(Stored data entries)
begin
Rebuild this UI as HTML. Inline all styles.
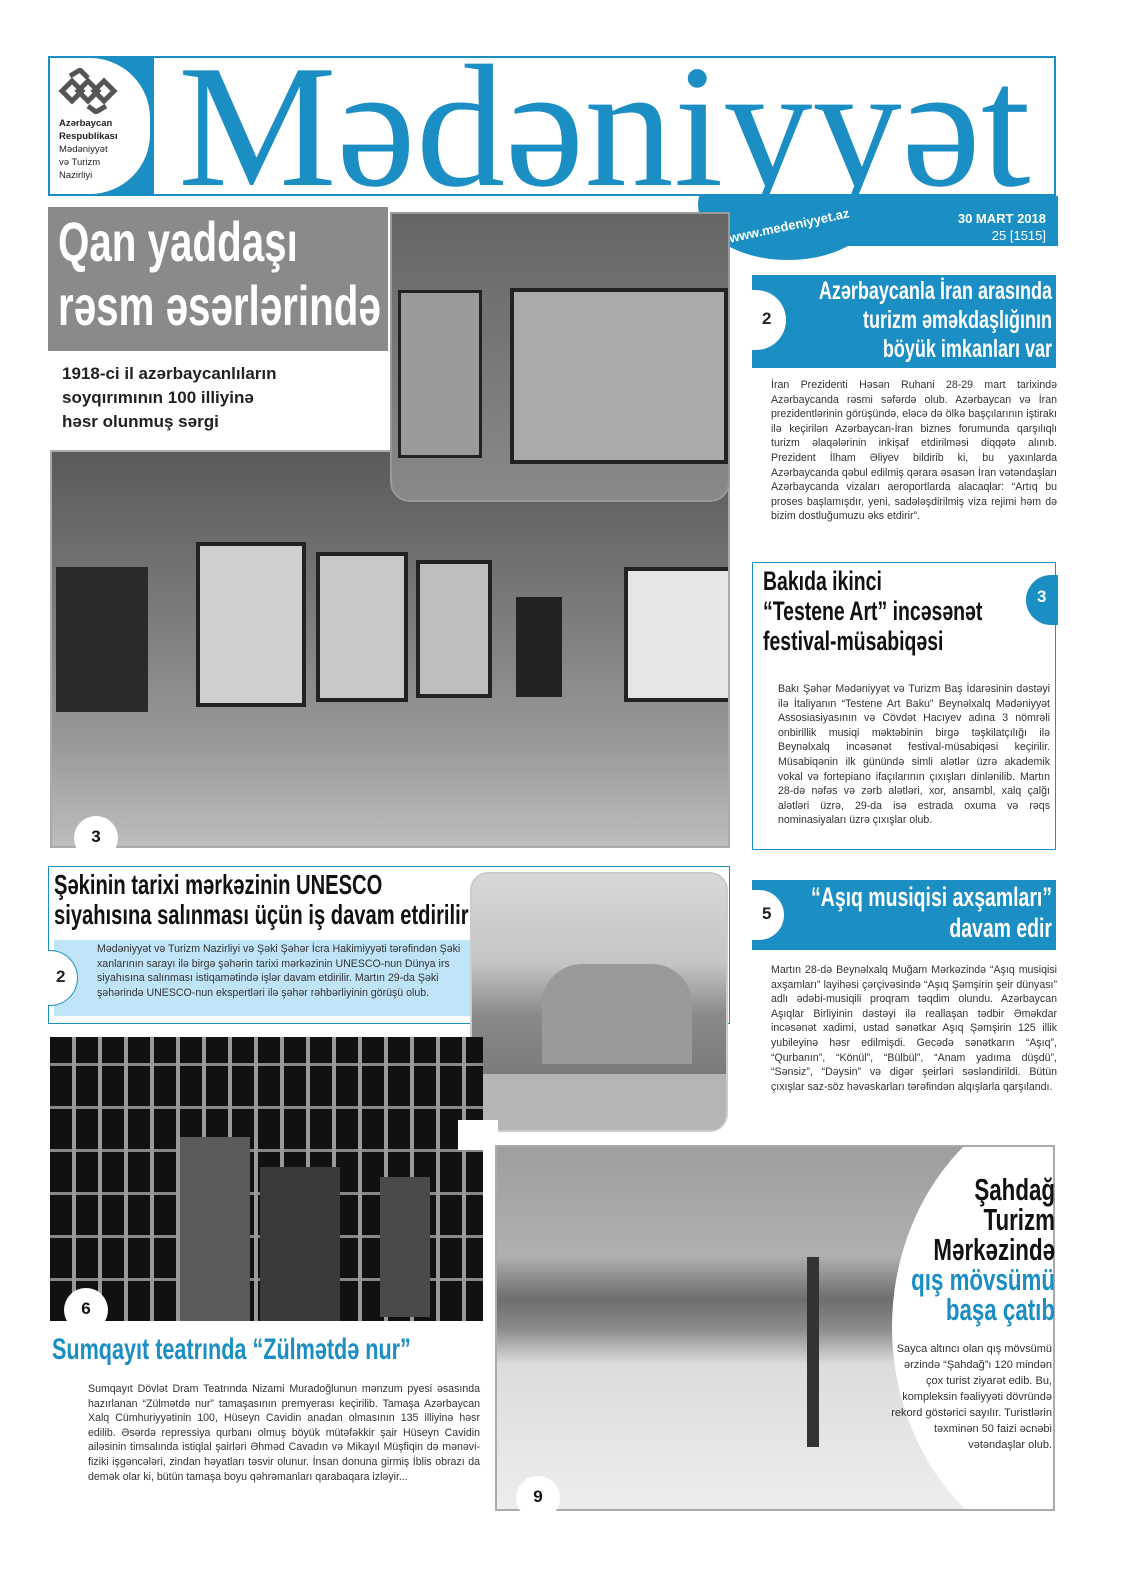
<!DOCTYPE html>
<html><head><meta charset="utf-8"><style>
*{margin:0;padding:0;box-sizing:border-box}
body{width:1122px;height:1588px;background:#fff;position:relative;overflow:hidden;font-family:"Liberation Sans",sans-serif;color:#222}
.a{position:absolute}
.cond{font-family:"Liberation Sans",sans-serif;font-weight:bold;white-space:nowrap;transform:scaleX(0.72);transform-origin:left top}
.cr{transform-origin:right top;text-align:right}
.txt{font-size:10.6px;line-height:14.6px;text-align:justify;color:#333}
.blue{color:#1b8ec4}
.circ{position:absolute;width:44px;height:44px;border-radius:50%;background:#fff;font-weight:bold;font-size:17px;text-align:center;line-height:42px;color:#111}
.ph{position:absolute;overflow:hidden}
</style></head><body>

<!-- Header -->
<div class="a" style="left:48px;top:56px;width:1008px;height:140px;border:2px solid #1b8ec4"></div>
<div class="a" style="left:50px;top:58px;width:104px;height:136px;background:#1b8ec4"></div>
<div class="a" style="left:50px;top:58px;width:100px;height:136px;background:#fff;border-radius:0 60px 60px 0"></div>
<svg class="a" style="left:56px;top:68px" width="64" height="46" viewBox="0 0 64 46"><g fill="none" stroke="#555" stroke-width="5"><path d="M6 23l10-10 10 10-10 10z"/><path d="M22 23l10-10 10 10-10 10z"/><path d="M38 23l10-10 10 10-10 10z"/><path d="M14 8l10-6 8 8M32 38l8 6 10-6"/></g></svg>
<div class="a" style="left:59px;top:117px;font-size:9.5px;line-height:13px;color:#222"><b>Azərbaycan<br>Respublikası</b><br>Mədəniyyət<br>və Turizm<br>Nazirliyi</div>
<div class="a blue" style="left:178px;top:39px;font-family:'Liberation Serif',serif;font-size:175px;line-height:175px;white-space:nowrap;transform:scaleX(1.02);transform-origin:left">Mədəniyyət</div>
<div class="a" style="left:700px;top:196px;width:358px;height:50px;background:#1b8ec4"></div>
<div class="a" style="left:698px;top:150px;width:180px;height:110px;border-radius:50%;background:#1b8ec4;clip-path:inset(46px 0 0 0)"></div>
<div class="a" style="left:728px;top:218px;color:#fff;font-weight:bold;font-size:13px;transform:rotate(-12deg)">www.medeniyyet.az</div>
<div class="a" style="left:930px;top:210px;width:116px;text-align:right;color:#fff;font-weight:bold;font-size:13px;line-height:17px">30 MART 2018<br><span style="font-weight:normal">25 [1515]</span></div>

<!-- Lead -->
<div class="a" style="left:48px;top:207px;width:340px;height:144px;background:#8a8a8a"></div>
<div class="a cond" style="left:58px;top:210px;color:#fff;font-size:56px;line-height:64px">Qan yaddaşı<br>rəsm əsərlərində</div>
<div class="a" style="left:62px;top:362px;font-weight:bold;font-size:17px;line-height:24px;color:#222">1918-ci il azərbaycanlıların<br>soyqırımının 100 illiyinə<br>həsr olunmuş sərgi</div>
<div class="ph" style="left:50px;top:450px;width:680px;height:398px;background:linear-gradient(180deg,#5a5a5a 0%,#7a7a7a 40%,#9a9a9a 75%,#bdbdbd 100%);border:2px solid #aaa">
 <div class="a" style="left:4px;top:115px;width:92px;height:145px;background:#2a2a2a"></div>
 <div class="a" style="left:144px;top:90px;width:110px;height:165px;background:#d0d0d0;border:4px solid #222"></div>
 <div class="a" style="left:264px;top:100px;width:92px;height:150px;background:#c8c8c8;border:4px solid #222"></div>
 <div class="a" style="left:364px;top:108px;width:76px;height:138px;background:#bdbdbd;border:4px solid #222"></div>
 <div class="a" style="left:464px;top:145px;width:46px;height:100px;background:#222"></div>
 <div class="a" style="left:572px;top:115px;width:108px;height:135px;background:#e5e5e5;border:4px solid #222"></div>
</div>
<div class="ph" style="left:390px;top:212px;width:340px;height:290px;background:linear-gradient(180deg,#666,#8a8a8a);border:2px solid #999;border-radius:0 0 20px 20px">
 <div class="a" style="left:6px;top:76px;width:84px;height:168px;background:#9a9a9a;border:3px solid #222"></div>
 <div class="a" style="left:118px;top:74px;width:218px;height:176px;background:#aaa;border:4px solid #222"></div>
</div>
<div class="circ" style="left:74px;top:816px">3</div>

<!-- Right column article 1 -->
<div class="a" style="left:752px;top:275px;width:304px;height:93px;background:#1b8ec4"></div>
<div class="a" style="left:752px;top:290px;width:34px;height:60px;background:#fff;border-radius:0 30px 30px 0"></div>
<div class="a" style="left:762px;top:309px;font-weight:bold;font-size:17px">2</div>
<div class="a cond cr" style="left:700px;top:277px;width:352px;color:#fff;font-size:25px;line-height:29px">Azərbaycanla İran arasında<br>turizm əməkdaşlığının<br>böyük imkanları var</div>
<div class="a txt" style="left:771px;top:378px;width:286px">İran Prezidenti Həsən Ruhani 28-29 mart tarixində Azərbaycanda rəsmi səfərdə olub. Azərbaycan və İran prezidentlərinin görüşündə, eləcə də ölkə başçılarının iştirakı ilə keçirilən Azərbaycan-İran biznes forumunda qarşılıqlı turizm əlaqələrinin inkişaf etdirilməsi diqqətə alınıb. Prezident İlham Əliyev bildirib ki, bu yaxınlarda Azərbaycanda qəbul edilmiş qərara əsasən İran vətəndaşları Azərbaycanda vizaları aeroportlarda alacaqlar: “Artıq bu proses başlamışdır, yeni, sadələşdirilmiş viza rejimi həm də bizim dostluğumuzu əks etdirir”.</div>

<!-- Article 2 -->
<div class="a" style="left:752px;top:562px;width:304px;height:288px;border:1.5px solid #1b8ec4"></div>
<div class="a" style="left:1026px;top:575px;width:32px;height:50px;background:#1b8ec4;border-radius:30px 0 0 30px"></div>
<div class="a" style="left:1037px;top:587px;color:#fff;font-weight:bold;font-size:17px">3</div>
<div class="a cond" style="left:763px;top:566px;font-size:27px;line-height:30px;color:#111">Bakıda ikinci<br>“Testene Art” incəsənət<br>festival-müsabiqəsi</div>
<div class="a txt" style="left:778px;top:682px;width:272px">Bakı Şəhər Mədəniyyət və Turizm Baş İdarəsinin dəstəyi ilə İtaliyanın “Testene Art Baku” Beynəlxalq Mədəniyyət Assosiasiyasının və Cövdət Hacıyev adına 3 nömrəli onbirillik musiqi məktəbinin birgə təşkilatçılığı ilə Beynəlxalq incəsənət festival-müsabiqəsi keçirilir. Müsabiqənin ilk günündə simli alətlər üzrə akademik vokal və fortepiano ifaçılarının çıxışları dinlənilib. Martın 28-də nəfəs və zərb alətləri, xor, ansambl, xalq çalğı alətləri üzrə, 29-da isə estrada oxuma və rəqs nominasiyaları üzrə çıxışlar olub.</div>

<!-- Article 3 -->
<div class="a" style="left:752px;top:880px;width:304px;height:70px;background:#1b8ec4"></div>
<div class="a" style="left:752px;top:890px;width:32px;height:50px;background:#fff;border-radius:0 30px 30px 0"></div>
<div class="a" style="left:762px;top:904px;font-weight:bold;font-size:17px">5</div>
<div class="a cond cr" style="left:700px;top:882px;width:352px;color:#fff;font-size:27px;line-height:31px">“Aşıq musiqisi axşamları”<br>davam edir</div>
<div class="a txt" style="left:771px;top:963px;width:286px">Martın 28-də Beynəlxalq Muğam Mərkəzində “Aşıq musiqisi axşamları” layihəsi çərçivəsində “Aşıq Şəmşirin şeir dünyası” adlı ədəbi-musiqili proqram təqdim olundu. Azərbaycan Aşıqlar Birliyinin dəstəyi ilə reallaşan tədbir Əməkdar incəsənət xadimi, ustad sənətkar Aşıq Şəmşirin 125 illik yubileyinə həsr edilmişdi. Gecədə sənətkarın “Aşıq”, “Qurbanın”, “Könül”, “Bülbül”, “Anam yadıma düşdü”, “Sənsiz”, “Dəysin” və digər şeirləri səsləndirildi. Bütün çıxışlar saz-söz həvəskarları tərəfindən alqışlarla qarşılandı.</div>

<!-- Şəki -->
<div class="a" style="left:48px;top:866px;width:682px;height:158px;border:1.5px solid #1b8ec4"></div>
<div class="a cond" style="left:54px;top:870px;font-size:28px;line-height:30px;color:#111">Şəkinin tarixi mərkəzinin UNESCO<br>siyahısına salınması üçün iş davam etdirilir</div>
<div class="a" style="left:54px;top:940px;width:416px;height:76px;background:#bfe3f7"></div>
<div class="a" style="left:48px;top:950px;width:30px;height:56px;background:#fff;border:1.5px solid #1b8ec4;border-left:none;border-radius:0 30px 30px 0"></div>
<div class="a" style="left:56px;top:967px;font-weight:bold;font-size:17px">2</div>
<div class="a" style="left:97px;top:942px;width:370px;font-size:10.6px;line-height:14.7px;color:#333">Mədəniyyət və Turizm Nazirliyi və Şəki Şəhər İcra Hakimiyyəti tərəfindən Şəki xanlarının sarayı ilə birgə şəhərin tarixi mərkəzinin UNESCO-nun Dünya irs siyahısına salınması istiqamətində işlər davam etdirilir. Martın 29-da Şəki şəhərində UNESCO-nun ekspertləri ilə şəhər rəhbərliyinin görüşü olub.</div>
<div class="ph" style="left:470px;top:872px;width:258px;height:260px;border-radius:18px;background:linear-gradient(180deg,#d8d8d8 0%,#c4c4c4 35%,#8a8a8a 55%,#7a7a7a 80%,#a8a8a8 100%);border:2px solid #ccc">
 <div class="a" style="left:70px;top:90px;width:150px;height:100px;background:#9a9a9a;border-radius:40px 40px 0 0"></div>
 <div class="a" style="left:0;top:200px;width:258px;height:60px;background:#b5b5b5"></div>
</div>

<!-- theatre -->
<div class="ph" style="left:50px;top:1037px;width:433px;height:284px;background:#111;background-image:repeating-linear-gradient(90deg,transparent 0 22px,#9a9a9a 22px 26px),repeating-linear-gradient(0deg,transparent 0 40px,#888 40px 43px)">
 <div class="a" style="left:130px;top:100px;width:70px;height:184px;background:#5a5a5a"></div>
 <div class="a" style="left:210px;top:130px;width:80px;height:154px;background:#3a3a3a"></div>
 <div class="a" style="left:330px;top:140px;width:50px;height:140px;background:#4a4a4a"></div>
</div>
<div class="circ" style="left:64px;top:1288px">6</div>
<div class="a cond blue" style="left:52px;top:1333px;font-size:30px;line-height:34px">Sumqayıt teatrında “Zülmətdə nur”</div>
<div class="a txt" style="left:88px;top:1382px;width:392px">Sumqayıt Dövlət Dram Teatrında Nizami Muradoğlunun mənzum pyesi əsasında hazırlanan “Zülmətdə nur” tamaşasının premyerası keçirilib. Tamaşa Azərbaycan Xalq Cümhuriyyətinin 100, Hüseyn Cavidin anadan olmasının 135 illiyinə həsr edilib. Əsərdə repressiya qurbanı olmuş böyük mütəfəkkir şair Hüseyn Cavidin ailəsinin timsalında istiqlal şairləri Əhməd Cavadın və Mikayıl Müşfiqin də mənəvi-fiziki işgəncələri, zindan həyatları təsvir olunur. İnsan donuna girmiş İblis obrazı da demək olar ki, bütün tamaşa boyu qəhrəmanları qarabaqara izləyir...</div>

<!-- mountain -->
<div class="a" style="left:458px;top:1120px;width:40px;height:30px;background:#fff"></div>
<div class="ph" style="left:495px;top:1145px;width:560px;height:366px;background:linear-gradient(180deg,#9e9e9e 0%,#b0b0b0 30%,#6e6e6e 42%,#8a8a8a 50%,#dcdcdc 60%,#ededed 100%);border:2px solid #aaa">
 <div class="a" style="left:310px;top:110px;width:12px;height:190px;background:#333"></div>
 <div class="a" style="left:395px;top:-60px;width:420px;height:480px;border-radius:50%;background:#fff"></div>
</div>
<div class="a cond cr" style="left:800px;top:1175px;width:255px;font-size:31px;line-height:30px;color:#111">Şahdağ<br>Turizm<br>Mərkəzində<br><span class="blue">qış mövsümü<br>başa çatıb</span></div>
<div class="a" style="left:890px;top:1341px;width:162px;text-align:right;font-size:11px;line-height:16px;color:#333">Sayca altıncı olan qış mövsümü ərzində “Şahdağ”ı 120 mindən çox turist ziyarət edib. Bu, kompleksin fəaliyyəti dövründə rekord göstərici sayılır. Turistlərin təxminən 50 faizi əcnəbi vətəndaşlar olub.</div>
<div class="circ" style="left:516px;top:1476px">9</div>
</body></html>
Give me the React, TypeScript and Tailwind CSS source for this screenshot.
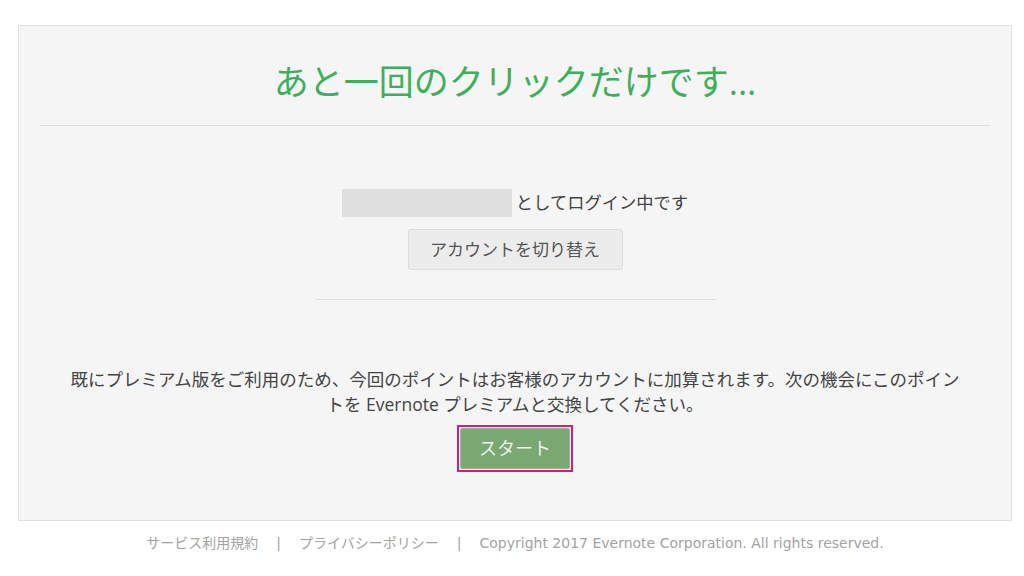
const jp = "font-['Open_Sans','Noto_Sans_CJK_JP',sans-serif]";

function Divider({ className = "" }: { className?: string }) {
  return <div className={`h-px bg-[#dedede] ${className}`} />;
}

export default function App() {
  return (
    <div className={`min-h-[576px] w-[1024px] bg-white ${jp}`}>
      <div className="pr-[12px] pl-[18px] pt-[25px]">
        <div className="flex h-[496px] flex-col border border-[#e0e0e0] bg-[#f5f5f5] px-[21px]">
          <h1 className="mt-[31px] h-[50px] text-center text-[35px] leading-[50px] font-normal text-[#3cb15a]">
            あと一回のクリックだけです...
          </h1>
          <Divider className="mt-[18px]" />

          <div className="mt-[63px] flex items-center justify-center gap-[4px]">
            <div className="h-[28px] w-[170px] bg-[#dfdfdf]" />
            <span className="text-[17.3px] leading-[28px] text-[#444]">としてログイン中です</span>
          </div>

          <div className="mt-[12px] flex justify-center">
            <button className="h-[41px] w-[215px] rounded-[3px] border border-[#dcdcdc] bg-[#ececec] text-[17px] text-[#555]">
              アカウントを切り替え
            </button>
          </div>

          <Divider className="mx-auto mt-[29px] w-[401px]" />

          <p className="mx-auto mt-[67px] w-[900px] text-center text-[17.5px] leading-[25px] text-[#444]">
            既にプレミアム版をご利用のため、今回のポイントはお客様のアカウントに加算されます。次の機会にこのポイントを Evernote プレミアムと交換してください。
          </p>

          <div className="mt-[8px] flex justify-center">
            <div className="border-2 border-[#e0157f] p-px">
              <button className="h-[41px] w-[110px] rounded-[2px] border border-[#96bd91] bg-[#79a873] text-[18px] text-[#eef3ec]">
                スタート
              </button>
            </div>
          </div>
        </div>
      </div>

      <footer className="mt-[12px] flex items-center justify-center pl-[6px] font-['DejaVu_Sans','Noto_Sans_CJK_JP',sans-serif] text-[14px] text-[#a3a3a3]">
        <span>サービス利用規約</span>
        <span className="mx-[18px]">|</span>
        <span>プライバシーポリシー</span>
        <span className="mx-[18px]">|</span>
        <span>Copyright 2017 Evernote Corporation. All rights reserved.</span>
      </footer>
    </div>
  );
}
end
* [PROBLEM TO SOLVE]: Reproduce only the lines from the beginning of the data through the line that contains "</style></head><body>", both included, and please drop the pictures.

* [RESPONSE]:
Rebuild this UI as HTML. Inline all styles.
<!DOCTYPE html>
<html><head><meta charset="utf-8"><style>
*{margin:0;padding:0;box-sizing:border-box}
body{width:1122px;height:1588px;background:#fff;position:relative;overflow:hidden;font-family:"Liberation Sans",sans-serif;color:#222}
.a{position:absolute}
.cond{font-family:"Liberation Sans",sans-serif;font-weight:bold;white-space:nowrap;transform:scaleX(0.72);transform-origin:left top}
.cr{transform-origin:right top;text-align:right}
.txt{font-size:10.6px;line-height:14.6px;text-align:justify;color:#333}
.blue{color:#1b8ec4}
.circ{position:absolute;width:44px;height:44px;border-radius:50%;background:#fff;font-weight:bold;font-size:17px;text-align:center;line-height:42px;color:#111}
.ph{position:absolute;overflow:hidden}
</style></head><body>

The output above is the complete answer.